- _What this task involves_
Write out all lines holding the word "components".
>>>>
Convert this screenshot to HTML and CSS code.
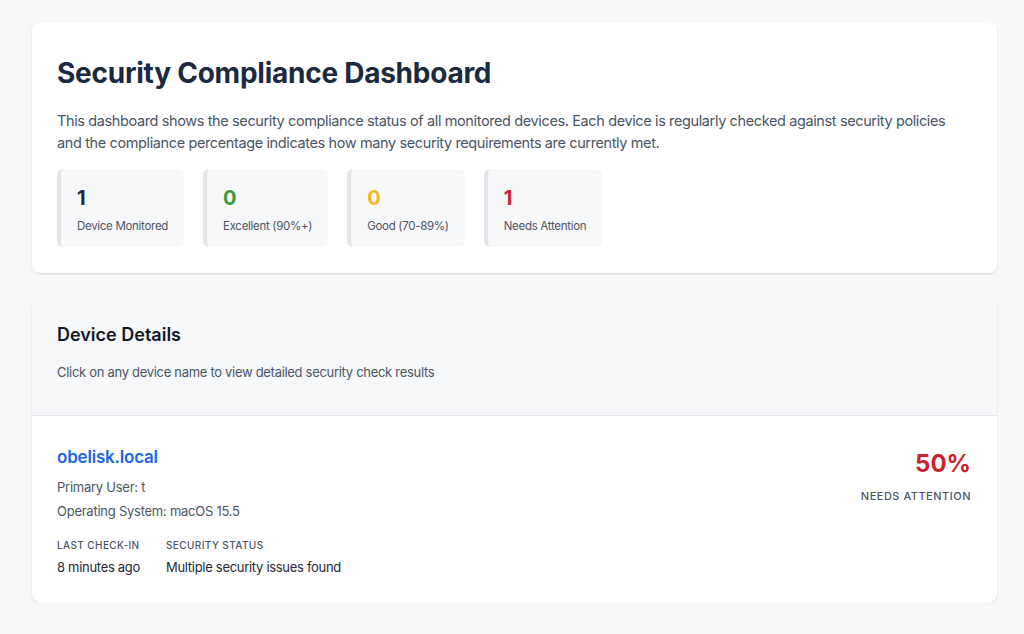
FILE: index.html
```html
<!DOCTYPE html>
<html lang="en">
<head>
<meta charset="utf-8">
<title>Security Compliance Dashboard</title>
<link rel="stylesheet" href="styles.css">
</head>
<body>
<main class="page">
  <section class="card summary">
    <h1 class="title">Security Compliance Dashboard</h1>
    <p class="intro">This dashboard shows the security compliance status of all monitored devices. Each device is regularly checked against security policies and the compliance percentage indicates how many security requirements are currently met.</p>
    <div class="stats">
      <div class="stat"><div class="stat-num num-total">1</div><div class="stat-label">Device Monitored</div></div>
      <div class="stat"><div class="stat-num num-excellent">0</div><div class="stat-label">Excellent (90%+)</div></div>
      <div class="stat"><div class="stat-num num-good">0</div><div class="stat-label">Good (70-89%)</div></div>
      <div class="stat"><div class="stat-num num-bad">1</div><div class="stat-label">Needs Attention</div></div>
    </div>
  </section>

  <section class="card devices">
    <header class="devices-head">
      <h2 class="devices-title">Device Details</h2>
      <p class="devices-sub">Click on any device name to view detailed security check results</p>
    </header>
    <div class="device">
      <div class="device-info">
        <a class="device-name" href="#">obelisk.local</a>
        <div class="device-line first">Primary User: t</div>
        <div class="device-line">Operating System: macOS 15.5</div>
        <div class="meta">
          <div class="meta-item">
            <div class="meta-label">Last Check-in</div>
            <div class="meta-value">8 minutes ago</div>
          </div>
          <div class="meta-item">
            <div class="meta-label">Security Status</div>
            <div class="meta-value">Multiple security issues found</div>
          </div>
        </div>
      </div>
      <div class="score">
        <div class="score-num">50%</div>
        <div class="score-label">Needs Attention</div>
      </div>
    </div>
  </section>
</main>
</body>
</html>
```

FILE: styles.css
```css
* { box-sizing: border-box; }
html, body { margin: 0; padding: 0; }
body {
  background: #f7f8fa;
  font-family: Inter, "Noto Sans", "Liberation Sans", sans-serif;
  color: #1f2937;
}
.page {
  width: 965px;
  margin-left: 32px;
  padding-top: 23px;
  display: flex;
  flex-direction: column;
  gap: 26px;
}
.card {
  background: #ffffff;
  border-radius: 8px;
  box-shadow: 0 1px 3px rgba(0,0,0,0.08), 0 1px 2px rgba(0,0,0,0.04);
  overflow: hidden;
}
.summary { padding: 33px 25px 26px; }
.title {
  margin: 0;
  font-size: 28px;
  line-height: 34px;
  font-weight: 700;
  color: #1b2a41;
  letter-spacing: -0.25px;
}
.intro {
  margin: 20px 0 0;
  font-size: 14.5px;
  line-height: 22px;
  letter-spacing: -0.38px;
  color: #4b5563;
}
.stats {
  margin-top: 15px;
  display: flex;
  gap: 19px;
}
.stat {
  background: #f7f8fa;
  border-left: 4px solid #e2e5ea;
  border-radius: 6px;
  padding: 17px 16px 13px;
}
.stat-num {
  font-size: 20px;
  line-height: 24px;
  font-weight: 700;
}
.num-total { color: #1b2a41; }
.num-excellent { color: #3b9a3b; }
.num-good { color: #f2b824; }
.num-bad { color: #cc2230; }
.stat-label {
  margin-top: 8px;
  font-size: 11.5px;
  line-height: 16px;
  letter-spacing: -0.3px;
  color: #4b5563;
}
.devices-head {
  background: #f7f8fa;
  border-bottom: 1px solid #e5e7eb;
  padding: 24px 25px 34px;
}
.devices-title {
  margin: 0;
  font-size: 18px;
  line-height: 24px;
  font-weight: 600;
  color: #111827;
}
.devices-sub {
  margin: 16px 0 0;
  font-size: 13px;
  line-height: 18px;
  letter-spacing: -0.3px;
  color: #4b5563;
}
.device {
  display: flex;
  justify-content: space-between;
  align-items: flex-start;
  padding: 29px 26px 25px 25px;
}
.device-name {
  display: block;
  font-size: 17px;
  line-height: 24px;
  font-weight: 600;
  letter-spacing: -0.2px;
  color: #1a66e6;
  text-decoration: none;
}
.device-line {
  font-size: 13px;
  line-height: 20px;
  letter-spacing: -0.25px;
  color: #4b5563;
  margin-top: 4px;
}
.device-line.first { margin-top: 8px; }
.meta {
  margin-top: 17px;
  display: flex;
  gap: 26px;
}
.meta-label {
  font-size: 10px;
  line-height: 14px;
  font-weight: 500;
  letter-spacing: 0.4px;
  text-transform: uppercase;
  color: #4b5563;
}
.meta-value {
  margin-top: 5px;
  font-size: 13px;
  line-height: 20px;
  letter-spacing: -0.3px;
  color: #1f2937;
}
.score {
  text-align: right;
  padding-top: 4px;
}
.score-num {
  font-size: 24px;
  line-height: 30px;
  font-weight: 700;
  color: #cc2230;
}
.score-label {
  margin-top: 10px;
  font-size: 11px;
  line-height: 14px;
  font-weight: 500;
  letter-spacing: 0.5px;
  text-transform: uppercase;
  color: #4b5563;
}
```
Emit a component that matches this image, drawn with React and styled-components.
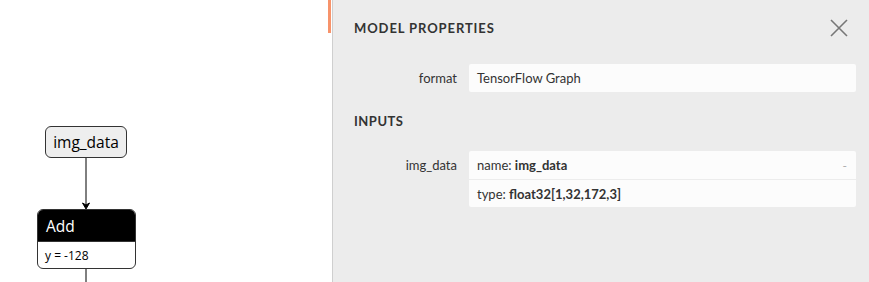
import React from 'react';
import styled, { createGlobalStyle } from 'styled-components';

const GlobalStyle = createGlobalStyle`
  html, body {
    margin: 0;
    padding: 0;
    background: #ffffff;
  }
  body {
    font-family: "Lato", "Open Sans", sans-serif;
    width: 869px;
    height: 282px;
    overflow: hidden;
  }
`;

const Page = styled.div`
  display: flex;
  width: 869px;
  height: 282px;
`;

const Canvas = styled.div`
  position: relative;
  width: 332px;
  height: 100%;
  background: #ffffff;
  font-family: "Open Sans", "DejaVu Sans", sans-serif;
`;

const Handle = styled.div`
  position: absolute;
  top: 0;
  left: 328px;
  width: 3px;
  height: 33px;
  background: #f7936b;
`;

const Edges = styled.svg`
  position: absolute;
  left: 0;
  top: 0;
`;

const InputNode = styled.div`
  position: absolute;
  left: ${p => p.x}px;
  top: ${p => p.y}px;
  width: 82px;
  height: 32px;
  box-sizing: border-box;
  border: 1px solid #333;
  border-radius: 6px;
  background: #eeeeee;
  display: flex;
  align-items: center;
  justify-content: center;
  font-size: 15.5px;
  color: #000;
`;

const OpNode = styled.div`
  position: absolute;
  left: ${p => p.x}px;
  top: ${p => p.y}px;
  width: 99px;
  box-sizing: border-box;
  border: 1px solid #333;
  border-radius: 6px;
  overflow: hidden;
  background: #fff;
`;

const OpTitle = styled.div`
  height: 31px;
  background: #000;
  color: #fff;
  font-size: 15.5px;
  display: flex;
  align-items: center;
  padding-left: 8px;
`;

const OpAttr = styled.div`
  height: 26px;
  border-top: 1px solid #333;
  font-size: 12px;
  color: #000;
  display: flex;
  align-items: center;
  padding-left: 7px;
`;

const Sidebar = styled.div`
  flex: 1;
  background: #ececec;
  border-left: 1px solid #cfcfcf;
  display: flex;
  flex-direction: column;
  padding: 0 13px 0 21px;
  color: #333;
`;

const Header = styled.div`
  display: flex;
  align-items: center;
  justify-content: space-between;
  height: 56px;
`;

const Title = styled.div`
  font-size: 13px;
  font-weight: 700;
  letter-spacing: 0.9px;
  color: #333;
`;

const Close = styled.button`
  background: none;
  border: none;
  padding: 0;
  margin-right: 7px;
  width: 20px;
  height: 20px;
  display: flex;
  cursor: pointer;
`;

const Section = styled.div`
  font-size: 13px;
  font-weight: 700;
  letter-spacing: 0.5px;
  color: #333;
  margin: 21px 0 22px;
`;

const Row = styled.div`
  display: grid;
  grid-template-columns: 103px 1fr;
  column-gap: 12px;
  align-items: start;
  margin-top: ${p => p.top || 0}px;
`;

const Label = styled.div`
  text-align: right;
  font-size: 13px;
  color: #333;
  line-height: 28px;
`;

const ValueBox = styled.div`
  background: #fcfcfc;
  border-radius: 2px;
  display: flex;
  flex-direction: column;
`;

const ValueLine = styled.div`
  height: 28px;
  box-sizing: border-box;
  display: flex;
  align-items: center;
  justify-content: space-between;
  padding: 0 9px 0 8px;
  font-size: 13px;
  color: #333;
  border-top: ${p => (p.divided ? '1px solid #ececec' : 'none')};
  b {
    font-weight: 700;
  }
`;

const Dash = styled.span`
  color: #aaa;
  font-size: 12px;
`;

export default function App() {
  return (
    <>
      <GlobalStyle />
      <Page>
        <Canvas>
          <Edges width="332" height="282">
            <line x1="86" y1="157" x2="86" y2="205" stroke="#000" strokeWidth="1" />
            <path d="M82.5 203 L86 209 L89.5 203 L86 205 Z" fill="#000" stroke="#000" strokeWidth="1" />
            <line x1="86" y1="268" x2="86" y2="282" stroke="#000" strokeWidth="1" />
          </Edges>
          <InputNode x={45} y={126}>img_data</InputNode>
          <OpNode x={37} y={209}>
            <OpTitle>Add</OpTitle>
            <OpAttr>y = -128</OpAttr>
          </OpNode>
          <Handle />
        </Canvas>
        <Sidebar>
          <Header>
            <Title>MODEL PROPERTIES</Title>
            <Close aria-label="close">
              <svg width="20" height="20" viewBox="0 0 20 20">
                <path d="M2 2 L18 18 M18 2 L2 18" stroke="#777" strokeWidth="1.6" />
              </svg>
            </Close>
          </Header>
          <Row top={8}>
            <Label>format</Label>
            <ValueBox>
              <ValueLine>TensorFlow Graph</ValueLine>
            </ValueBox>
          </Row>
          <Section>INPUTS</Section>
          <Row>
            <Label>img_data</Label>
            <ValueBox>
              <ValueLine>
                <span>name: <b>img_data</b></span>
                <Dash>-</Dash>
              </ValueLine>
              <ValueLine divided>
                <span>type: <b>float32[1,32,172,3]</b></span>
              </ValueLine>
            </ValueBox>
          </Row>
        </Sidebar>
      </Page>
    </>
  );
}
<<<<
- _The response_
Emit a component that matches this image, drawn with React and styled-components.
import styled, { createGlobalStyle } from 'styled-components';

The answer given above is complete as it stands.